Programmers were just smarter than the rest of us.

Talking to a computer on its own terms seemed to require a special kind of brain. One I didn’t have.

But eventually I realised something important.

Most of these people aren’t uniquely talented at all.

Mountaineers and programmers alike.

Most of them simply kept going after everyone else convinced themselves they couldn’t.

Don’t Look Up

The Kilimanjaro climb was all about tiny steps.

The guides kept saying, “Eat the elephant, Alex.”

Small bites over a long enough timeline and you can handle something enormous. I guess there aren’t many vegetarians in Tanzania.

The important thing was to stay calm.

Before summit day had even started I remember having a mild panic attack because I couldn’t find my glucose tablets. I was too focused on the enormity of what was ahead of me.

Eight hours climbing through the night.

Altitudes I’d never reached before.

But the panic disappeared the moment we started walking.

Everything was fine so long as I didn’t look up.

Or down, for that matter.

I just focused on my next step.

And strangely, that’s how most difficult things in life seem to work.

Focus on the act of walking instead of the summit and suddenly you’re higher than Everest Base Camp with plenty left in the tank.

You Can’t Summit Through Hype

A lot of beginners seem to think discomfort means: “I can’t do this.”

I’ve seen the same thing with junior developers throughout my career.

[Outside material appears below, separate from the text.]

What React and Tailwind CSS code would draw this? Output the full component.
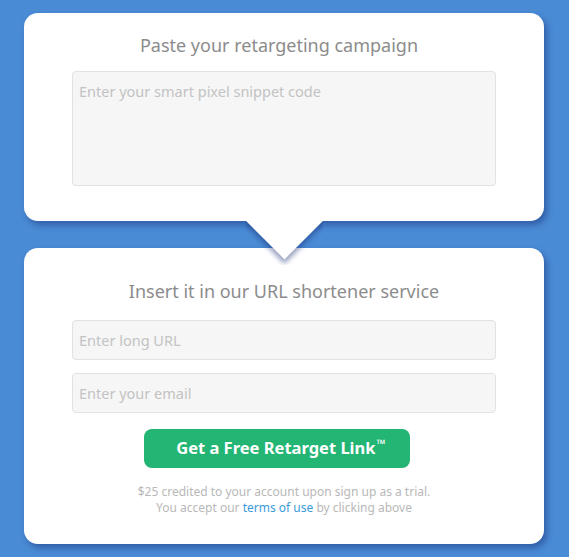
import React from "react";

const font = { fontFamily: '"Noto Sans", "Open Sans", sans-serif' };

const App = () => {
  return (
    <div
      className="w-full min-h-[557px] bg-[#4a8bd5] pt-[13px] pb-[13px] pl-[24px] text-[#8d8d8d]"
      style={font}
    >
      {/* card one */}
      <div className="relative z-10 w-[520px] bg-white rounded-[14px] shadow-[3px_4px_6px_rgba(20,40,110,0.45)] px-[48px] pt-[19px] pb-[35px]">
        <p className="text-center text-[18px] leading-[26px] text-[#8c8c8c] pr-[10px]">
          Paste your retargeting campaign
        </p>
        <textarea
          className="mt-[13px] block w-full h-[115px] resize-none bg-[#f6f6f6] border border-[#e2e2e2] rounded-[4px] px-[6px] py-[8px] text-[14.5px] leading-[22px] outline-none placeholder:text-[#c3c3c3]"
          placeholder="Enter your smart pixel snippet code"
        />
        {/* arrow under the card */}
        <div className="absolute top-full left-[221px] w-[78px] h-[44px] overflow-hidden">
          <div className="absolute left-[11.5px] top-[-28px] w-[55px] h-[55px] rotate-45 bg-white shadow-[3px_3px_5px_rgba(20,40,110,0.45)]" />
        </div>
      </div>

      {/* card two */}
      <div className="mt-[27px] w-[520px] bg-white rounded-[14px] shadow-[3px_4px_6px_rgba(20,40,110,0.45)] px-[48px] pt-[30px] pb-[28px]">
        <p className="text-center text-[18px] leading-[26px] text-[#8c8c8c]">
          Insert it in our URL shortener service
        </p>
        <div className="mt-[16px] flex flex-col gap-[13px]">
          <input
            className="w-full h-[40px] bg-[#f6f6f6] border border-[#e2e2e2] rounded-[4px] px-[6px] text-[14.5px] outline-none placeholder:text-[#c3c3c3]"
            placeholder="Enter long URL"
          />
          <input
            className="w-full h-[40px] bg-[#f6f6f6] border border-[#e2e2e2] rounded-[4px] px-[6px] text-[14.5px] outline-none placeholder:text-[#c3c3c3]"
            placeholder="Enter your email"
          />
        </div>
        <button className="mt-[16px] ml-[72px] w-[266px] h-[39px] rounded-[8px] bg-[#22b574] text-white text-[16.5px] font-bold flex items-center justify-center pl-[8px]">
          Get a Free Retarget Link
          <span className="text-[12px] ml-[1px] -mt-[10px]">™</span>
        </button>
        <div className="mt-[16px] text-center text-[12px] leading-[16px] text-[#b8b8b8]">
          <p>$25 credited to your account upon sign up as a trial.</p>
          <p>
            You accept our <a className="text-[#3a9bdc]">terms of use</a> by clicking above
          </p>
        </div>
      </div>
    </div>
  );
};

export default App;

Some look genuinely confused when I tell them I’m glad they’re struggling.

That’s what growth feels like.

Mountains teach respect for complexity and consequences.

The people most likely to suffer from altitude sickness are often overconfident young men who try to overpower the mountain from the very beginning.

You can’t summit through hype or showmanship.

You do it through pacing. Preparation. Calmness. Consistency.

Honestly, building software isn’t that different.

The mountain doesn’t care how confident you sound.

Tiny steps

Standing on the summit of Mount Kilimanjaro felt surreal.

Not because I’d conquered a mountain.

But because years earlier I would have looked at someone standing there and assumed they were fundamentally different from me.

Tougher. More fearless. Built for things I wasn’t built for.

But most difficult things in life aren’t reserved for special people.

They’re usually just the result of ordinary people staying calm long enough to keep taking the next step.

Tiny steps.

Eat the elephant.

Don’t look up.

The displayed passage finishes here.